2017-11-25 22:12:25

by Andy Lutomirski

[permalink] [raw]
Subject: Re: [PATCH 42/43] x86/mm/kaiser: Allow KAISER to be enabled/disabled at runtime



> On Nov 25, 2017, at 1:05 PM, Thomas Gleixner <[email protected]> wrote:
>
> On Sat, 25 Nov 2017, Andy Lutomirski wrote:
>>>> On Nov 25, 2017, at 12:18 PM, Thomas Gleixner <[email protected]> wrote:
>>>> On Fri, 24 Nov 2017, Ingo Molnar wrote:
>>>>
>>>> From: Dave Hansen <[email protected]>
>>>>
>>>> The KAISER CR3 switches are expensive for many reasons. Not all systems
>>>> benefit from the protection provided by KAISER. Some of them can not
>>>> pay the high performance cost.
>>>>
>>>> This patch adds a debugfs file. To disable KAISER, you do:
>>>>
>>>> echo 0 > /sys/kernel/debug/x86/kaiser-enabled
>>>>
>>>> and to re-enable it, you can:
>>>>
>>>> echo 1 > /sys/kernel/debug/x86/kaiser-enabled
>>>>
>>>> This is a *minimal* implementation. There are certainly plenty of
>>>> optimizations that can be done on top of this by using ALTERNATIVES
>>>> among other things.
>>>
>>> It's not only minimal. It's naive and broken. That thing explodes when
>>> toggled in the wrong moment. I did not even attempt to debug that, because
>>> I think the approach is wrong.
>>>
>>> If you really want to make it runtime switchable, then:
>>>
>>> - the shadow tables need to be updated unconditionally. I did not check
>>> whether thats done right now, but explosions are simpler to achieve when
>>> switching it back on.
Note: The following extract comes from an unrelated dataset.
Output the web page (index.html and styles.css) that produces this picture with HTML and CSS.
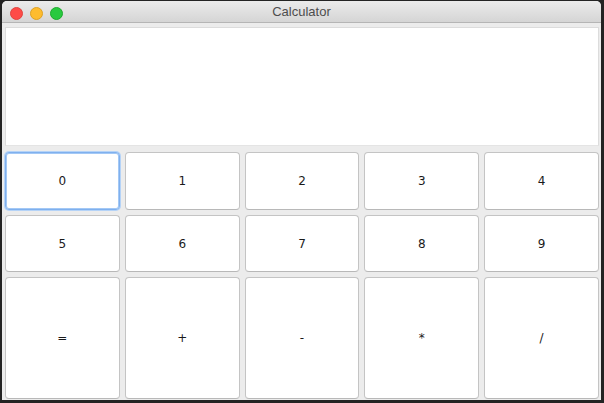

Though switching it off crashes as well.
>>>
>>> - you need to make sure that no task is in user space or on the way to it.
>>> The much I hate stop_machine(), that's probably the right tool.
>>> Once everything is in stomp_machine() the switch can be flipped.
>>>
>>> - the poisoning/unpoisoning of the kernel tables does not need to be done
>>> from stop_machine(). That can be done from regular context with a TIF
>>> flag, so you can make sure that every task is up to date before
>>> returning to user space. Though that needs a lot of thought.
>>>
>>> For now I really want to see that removed entirely and replaced by a simple
>>> boot time switch. We can use the global variable for now and optimize it
>>> later on.
>>>
>>
>> Nah, let's do it right: use either X86_FEATURE_WHATEVER or a
>> static_branch. We have nice asm support for both.
>
> Agreed.
>
>> Keep in mind that, for a static_branch, actually setting the thing needs
>> to be deferred, but that's straightforward.
>
> That's not an issue during boot. That would be an issue for a run time
> switch.

What I mean is: if you modify a static_branch too early, it blows up terribly.